Despite it’s flaws the story is solid, if a little convoluted in terms of the familial relationships and treachery. I enjoyed the various depictions of Wolverine over the course of the film and, for once, this felt like the Wolverine of the comics, and not the Wolverine of… what is a fashion company these days?… Um… Ralph Lauren? Hugh Jackman gets to do a little more of the surly ready to explode Wolverine in this film. There’s probably all of one moment of Wolverine feeling uncomfortable through domestication and it makes a change for him to not be babysitting a bunch of teenagers for once. The film could have done with more interaction between Logan and the film’s only other visually powered mutant Viper (Svetlana Khodhcenkova) but she is pretty much there to give the real villain what he wants and have someone for the only other mutant, Yukio, to fight. Yukio can see peoples deaths by the way. Handy skill for a film producers wallet that.
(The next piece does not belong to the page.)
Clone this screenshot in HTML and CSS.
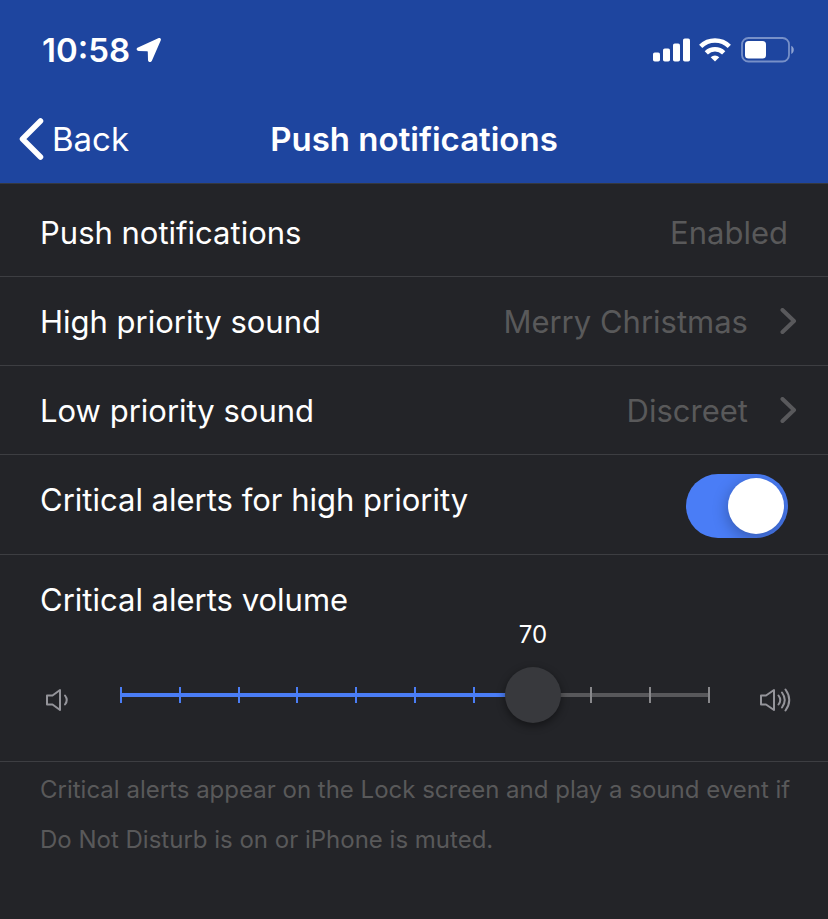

Overall The Wolverine is a hell of a step up from X-Men 3 and Origins. It’s not as much fun, in the traditional sense, as First Class but it is well made action flick none-the-less. It doesn’t feel stupid. The action is well put together and shot, yes… even the bullet train fight. Hell, I’d accept if people said it was their second favourite next to X-Men 2. But no-one should say it’s better than X-Men 2 because that would be stupid. The Wolverine stumbles from time to time and the final act started well but goes a little iffy when suddenly we’re in a fecking science lab again, but in the end, The Wolverine is satisfying and decent. You could do a lot worse this summer. For instance, did you know Grown Ups 2 was out. If you went to see that… kill yourself. Seriously… do it. You’re the reason Pacific Rim didn’t do as well as it should and I’ll probably blame you for the performance of Dredd too. Oh yeah, I started this review with a gambling metaphor. The Wolverine is a high point, will FOX’s gamble on the time travel heavy storyline for the next film pay off or will they lose it all? Find out next year!!!